REQUIREMENT ▸ Go through the listing and copy each line with the string "TypeScript".

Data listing

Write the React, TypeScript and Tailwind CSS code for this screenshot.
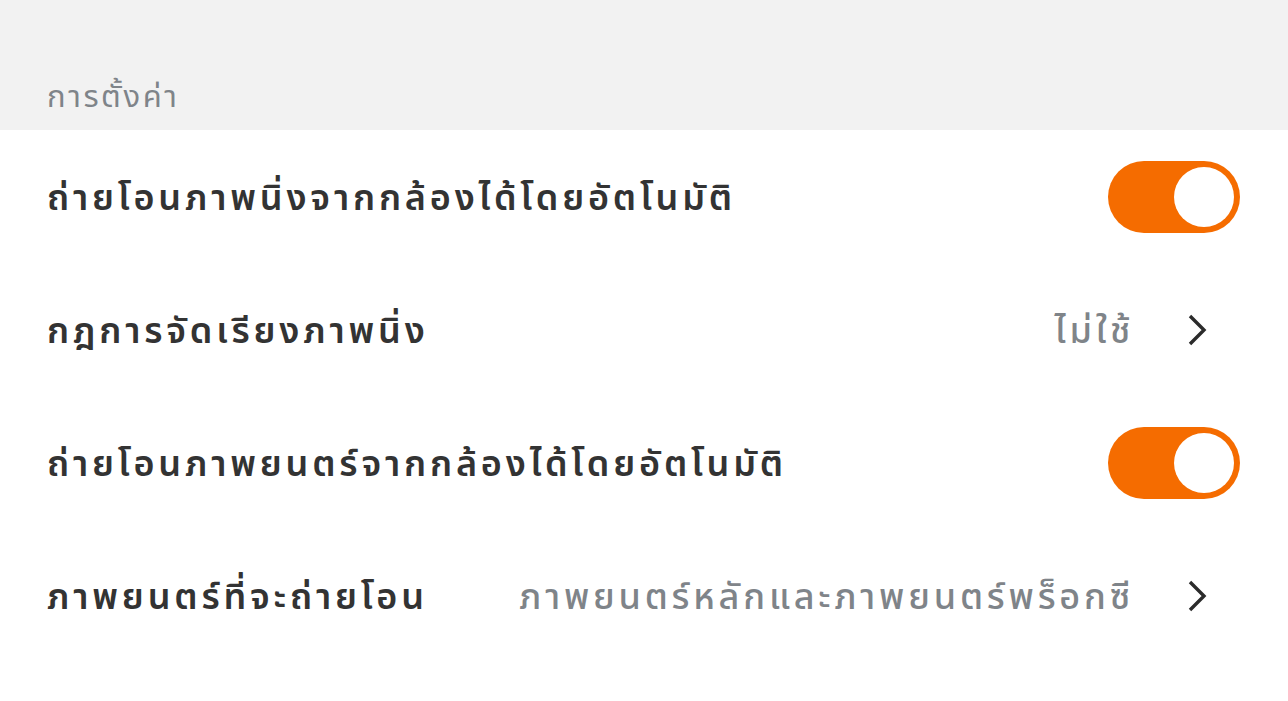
import React from "react";

const font = { fontFamily: '"Noto Sans", "Noto Sans Thai", Tahoma, "DejaVu Sans", sans-serif' };

function Toggle() {
  return (
    <div className="w-[132px] h-[72px] rounded-full bg-[#f56c00] flex items-center justify-end pr-[6px] shrink-0">
      <div className="w-[60px] h-[60px] rounded-full bg-white" />
    </div>
  );
}

function Chevron() {
  return (
    <svg width="22" height="34" viewBox="0 0 22 34" className="shrink-0">
      <path d="M4 3 L18 17 L4 31" fill="none" stroke="#2b2b2b" strokeWidth="3.4" strokeLinejoin="miter" />
    </svg>
  );
}

interface RowProps {
  label: string;
  value?: string;
  toggle?: boolean;
}

function Row({ label, value, toggle }: RowProps) {
  return (
    <div className="h-[133px] flex items-center pl-[47px] pr-[48px]">
      <div className="text-[36px] tracking-[3.8px] font-semibold text-[#333333] whitespace-nowrap">{label}</div>
      <div className="flex-1" />
      {toggle ? (
        <Toggle />
      ) : (
        <div className="flex items-center gap-[52px] pr-[32px]">
          <div className="text-[36px] tracking-[3.8px] font-medium text-[#7f8489] whitespace-nowrap">{value}</div>
          <Chevron />
        </div>
      )}
    </div>
  );
}

export default function App() {
  return (
    <div className="w-[1288px] h-[701px] bg-white" style={font}>
      <div className="h-[130px] bg-[#f2f2f2] flex items-end pl-[47px] pb-[12px]">
        <span className="text-[31px] tracking-[2.6px] text-[#7f8489]">การตั้งค่า</span>
      </div>
      <Row label="ถ่ายโอนภาพนิ่งจากกล้องได้โดยอัตโนมัติ" toggle />
      <Row label="กฎการจัดเรียงภาพนิ่ง" value="ไม่ใช้" />
      <Row label="ถ่ายโอนภาพยนตร์จากกล้องได้โดยอัตโนมัติ" toggle />
      <Row label="ภาพยนตร์ที่จะถ่ายโอน" value="ภาพยนตร์หลักและภาพยนตร์พร็อกซี" />
    </div>
  );
}
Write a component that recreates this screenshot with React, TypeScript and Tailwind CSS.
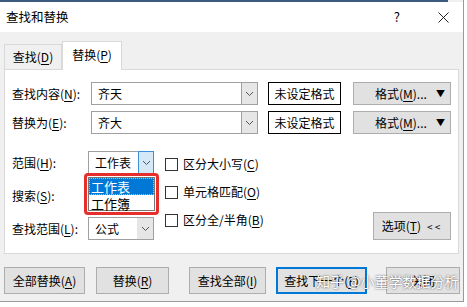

SOLUTION BELOW ▸
Write the React, TypeScript and Tailwind CSS code for this screenshot.
Write a component that recreates this screenshot with React, TypeScript and Tailwind CSS.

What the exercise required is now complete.